## START Material provided
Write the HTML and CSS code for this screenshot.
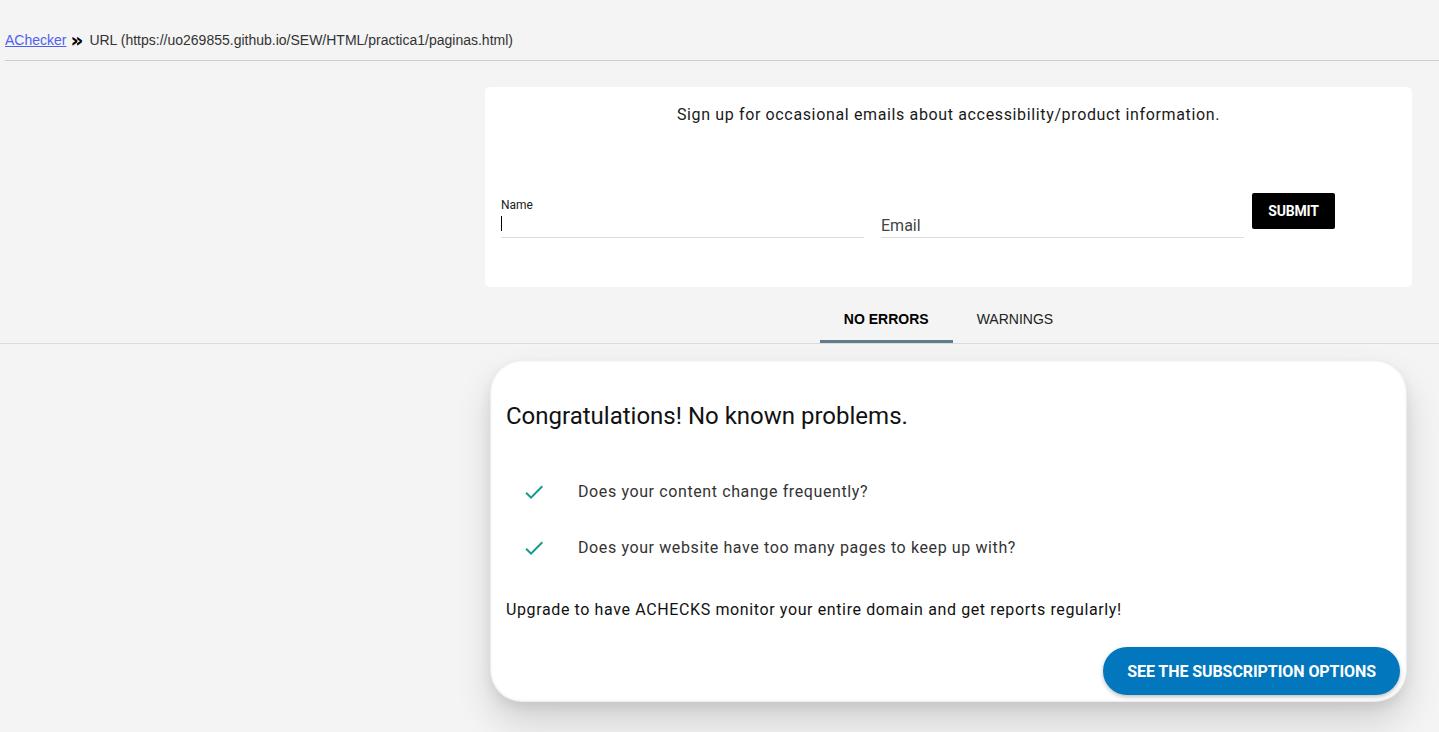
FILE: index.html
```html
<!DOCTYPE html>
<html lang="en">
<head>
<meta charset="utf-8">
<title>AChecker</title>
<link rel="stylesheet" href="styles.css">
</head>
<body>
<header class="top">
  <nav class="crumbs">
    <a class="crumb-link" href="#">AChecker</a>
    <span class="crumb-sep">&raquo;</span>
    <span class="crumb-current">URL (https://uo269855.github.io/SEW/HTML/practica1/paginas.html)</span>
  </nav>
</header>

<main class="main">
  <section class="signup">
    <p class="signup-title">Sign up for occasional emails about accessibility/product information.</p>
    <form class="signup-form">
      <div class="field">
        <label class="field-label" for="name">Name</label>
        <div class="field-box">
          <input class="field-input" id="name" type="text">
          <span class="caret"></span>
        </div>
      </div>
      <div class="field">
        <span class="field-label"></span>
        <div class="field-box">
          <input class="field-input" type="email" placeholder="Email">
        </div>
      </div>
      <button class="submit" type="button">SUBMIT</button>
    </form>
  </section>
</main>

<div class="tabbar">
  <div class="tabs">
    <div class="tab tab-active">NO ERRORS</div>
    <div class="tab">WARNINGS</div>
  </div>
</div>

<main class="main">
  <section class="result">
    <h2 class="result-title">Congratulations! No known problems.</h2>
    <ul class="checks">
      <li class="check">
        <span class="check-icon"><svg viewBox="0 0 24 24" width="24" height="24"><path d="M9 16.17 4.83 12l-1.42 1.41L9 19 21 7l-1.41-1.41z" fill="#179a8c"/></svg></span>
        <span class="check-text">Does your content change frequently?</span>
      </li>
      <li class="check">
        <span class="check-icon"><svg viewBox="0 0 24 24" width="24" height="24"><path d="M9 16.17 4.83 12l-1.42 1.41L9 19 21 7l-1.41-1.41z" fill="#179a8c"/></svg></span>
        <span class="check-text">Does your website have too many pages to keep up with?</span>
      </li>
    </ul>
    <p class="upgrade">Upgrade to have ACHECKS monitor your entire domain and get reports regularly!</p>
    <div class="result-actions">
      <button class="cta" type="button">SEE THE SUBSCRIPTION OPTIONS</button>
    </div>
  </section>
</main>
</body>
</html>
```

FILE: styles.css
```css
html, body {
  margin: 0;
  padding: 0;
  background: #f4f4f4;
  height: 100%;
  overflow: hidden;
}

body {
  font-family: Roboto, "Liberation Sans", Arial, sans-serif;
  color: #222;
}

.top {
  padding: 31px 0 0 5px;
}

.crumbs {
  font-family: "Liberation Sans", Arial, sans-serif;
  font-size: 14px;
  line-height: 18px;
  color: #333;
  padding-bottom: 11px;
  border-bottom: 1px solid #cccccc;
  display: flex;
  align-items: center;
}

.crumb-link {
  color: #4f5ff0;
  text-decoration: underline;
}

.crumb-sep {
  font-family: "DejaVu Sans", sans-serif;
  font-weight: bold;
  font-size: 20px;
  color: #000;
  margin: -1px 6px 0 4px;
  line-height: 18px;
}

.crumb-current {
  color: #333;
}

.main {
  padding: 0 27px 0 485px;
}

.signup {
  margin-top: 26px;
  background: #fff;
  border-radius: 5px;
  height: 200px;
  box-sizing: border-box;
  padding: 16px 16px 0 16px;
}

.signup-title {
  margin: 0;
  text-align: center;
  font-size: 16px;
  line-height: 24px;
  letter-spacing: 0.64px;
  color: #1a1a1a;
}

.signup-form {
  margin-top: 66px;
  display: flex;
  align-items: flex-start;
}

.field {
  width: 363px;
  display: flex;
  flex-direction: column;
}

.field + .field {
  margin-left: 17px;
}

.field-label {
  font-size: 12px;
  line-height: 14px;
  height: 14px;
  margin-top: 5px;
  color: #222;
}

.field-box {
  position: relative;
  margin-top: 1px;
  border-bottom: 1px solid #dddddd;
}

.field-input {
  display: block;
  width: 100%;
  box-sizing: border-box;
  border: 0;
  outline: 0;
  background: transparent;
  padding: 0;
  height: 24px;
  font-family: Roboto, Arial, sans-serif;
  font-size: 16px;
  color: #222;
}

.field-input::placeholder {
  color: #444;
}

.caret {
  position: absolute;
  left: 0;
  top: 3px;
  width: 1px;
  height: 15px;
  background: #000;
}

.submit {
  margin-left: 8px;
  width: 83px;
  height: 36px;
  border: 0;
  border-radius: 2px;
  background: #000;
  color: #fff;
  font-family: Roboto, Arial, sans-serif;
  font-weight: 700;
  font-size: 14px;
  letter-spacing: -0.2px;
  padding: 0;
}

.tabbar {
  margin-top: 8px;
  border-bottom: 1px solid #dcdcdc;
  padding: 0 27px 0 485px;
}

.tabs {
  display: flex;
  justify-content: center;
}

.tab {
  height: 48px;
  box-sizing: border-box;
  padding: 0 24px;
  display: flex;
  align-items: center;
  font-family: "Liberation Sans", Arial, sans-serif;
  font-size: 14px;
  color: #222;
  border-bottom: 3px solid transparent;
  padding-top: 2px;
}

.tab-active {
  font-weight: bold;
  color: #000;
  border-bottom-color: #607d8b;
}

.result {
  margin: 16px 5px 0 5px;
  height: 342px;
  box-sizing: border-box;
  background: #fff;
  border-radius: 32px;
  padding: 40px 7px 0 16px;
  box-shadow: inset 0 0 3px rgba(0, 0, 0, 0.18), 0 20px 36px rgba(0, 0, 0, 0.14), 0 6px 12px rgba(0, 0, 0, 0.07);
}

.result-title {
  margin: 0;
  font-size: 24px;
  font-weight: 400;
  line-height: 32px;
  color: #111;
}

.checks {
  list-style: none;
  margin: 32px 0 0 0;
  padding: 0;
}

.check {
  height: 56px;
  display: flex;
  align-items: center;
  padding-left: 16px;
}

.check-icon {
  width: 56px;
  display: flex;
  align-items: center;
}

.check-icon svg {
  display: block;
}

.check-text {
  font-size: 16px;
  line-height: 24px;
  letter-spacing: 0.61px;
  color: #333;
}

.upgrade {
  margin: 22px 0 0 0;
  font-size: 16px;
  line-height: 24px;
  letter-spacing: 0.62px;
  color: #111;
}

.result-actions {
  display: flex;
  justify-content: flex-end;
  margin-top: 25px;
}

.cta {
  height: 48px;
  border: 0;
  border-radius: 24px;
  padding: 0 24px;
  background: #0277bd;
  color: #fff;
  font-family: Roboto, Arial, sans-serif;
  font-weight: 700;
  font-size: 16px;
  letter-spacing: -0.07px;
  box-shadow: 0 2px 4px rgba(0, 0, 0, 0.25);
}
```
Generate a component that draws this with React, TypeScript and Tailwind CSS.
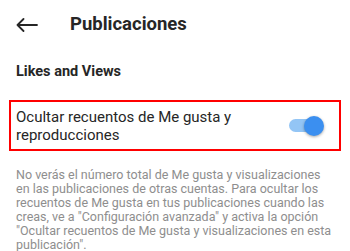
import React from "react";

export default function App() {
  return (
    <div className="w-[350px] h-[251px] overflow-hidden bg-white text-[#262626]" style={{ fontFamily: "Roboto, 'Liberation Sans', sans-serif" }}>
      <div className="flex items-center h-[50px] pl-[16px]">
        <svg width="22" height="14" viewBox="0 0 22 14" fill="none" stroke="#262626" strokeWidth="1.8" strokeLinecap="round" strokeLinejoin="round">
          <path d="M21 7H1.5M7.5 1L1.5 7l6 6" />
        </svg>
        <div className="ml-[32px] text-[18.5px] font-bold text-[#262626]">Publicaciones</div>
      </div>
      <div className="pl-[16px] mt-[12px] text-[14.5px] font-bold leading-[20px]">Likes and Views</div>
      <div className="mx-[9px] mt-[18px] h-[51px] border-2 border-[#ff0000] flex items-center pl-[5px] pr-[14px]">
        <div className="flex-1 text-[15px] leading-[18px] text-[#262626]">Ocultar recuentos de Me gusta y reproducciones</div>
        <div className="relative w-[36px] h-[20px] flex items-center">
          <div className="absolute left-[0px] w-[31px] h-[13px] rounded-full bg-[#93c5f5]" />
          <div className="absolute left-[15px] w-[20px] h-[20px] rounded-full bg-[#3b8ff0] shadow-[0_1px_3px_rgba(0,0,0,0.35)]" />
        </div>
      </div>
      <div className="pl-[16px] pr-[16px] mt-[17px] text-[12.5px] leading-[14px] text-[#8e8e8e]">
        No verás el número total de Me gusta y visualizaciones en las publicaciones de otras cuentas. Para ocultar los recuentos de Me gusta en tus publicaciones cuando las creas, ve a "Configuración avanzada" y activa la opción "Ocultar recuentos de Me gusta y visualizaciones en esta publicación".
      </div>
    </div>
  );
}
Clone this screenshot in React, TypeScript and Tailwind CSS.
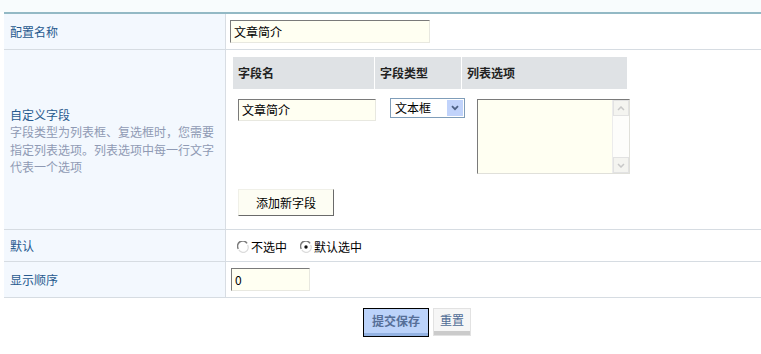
## END Material provided
__Task directions__
Set down, unchanged, only the lines running from the line with "Generate a component" to the last line, including both. Pictures stay out of the copy.

__Output__
Generate a component that draws this with React, TypeScript and Tailwind CSS.
import React from "react";

export default function App() {
  return (
    <div className="w-[350px] h-[251px] overflow-hidden bg-white text-[#262626]" style={{ fontFamily: "Roboto, 'Liberation Sans', sans-serif" }}>
      <div className="flex items-center h-[50px] pl-[16px]">
        <svg width="22" height="14" viewBox="0 0 22 14" fill="none" stroke="#262626" strokeWidth="1.8" strokeLinecap="round" strokeLinejoin="round">
          <path d="M21 7H1.5M7.5 1L1.5 7l6 6" />
        </svg>
        <div className="ml-[32px] text-[18.5px] font-bold text-[#262626]">Publicaciones</div>
      </div>
      <div className="pl-[16px] mt-[12px] text-[14.5px] font-bold leading-[20px]">Likes and Views</div>
      <div className="mx-[9px] mt-[18px] h-[51px] border-2 border-[#ff0000] flex items-center pl-[5px] pr-[14px]">
        <div className="flex-1 text-[15px] leading-[18px] text-[#262626]">Ocultar recuentos de Me gusta y reproducciones</div>
        <div className="relative w-[36px] h-[20px] flex items-center">
          <div className="absolute left-[0px] w-[31px] h-[13px] rounded-full bg-[#93c5f5]" />
          <div className="absolute left-[15px] w-[20px] h-[20px] rounded-full bg-[#3b8ff0] shadow-[0_1px_3px_rgba(0,0,0,0.35)]" />
        </div>
      </div>
      <div className="pl-[16px] pr-[16px] mt-[17px] text-[12.5px] leading-[14px] text-[#8e8e8e]">
        No verás el número total de Me gusta y visualizaciones en las publicaciones de otras cuentas. Para ocultar los recuentos de Me gusta en tus publicaciones cuando las creas, ve a "Configuración avanzada" y activa la opción "Ocultar recuentos de Me gusta y visualizaciones en esta publicación".
      </div>
    </div>
  );
}
Clone this screenshot in React, TypeScript and Tailwind CSS.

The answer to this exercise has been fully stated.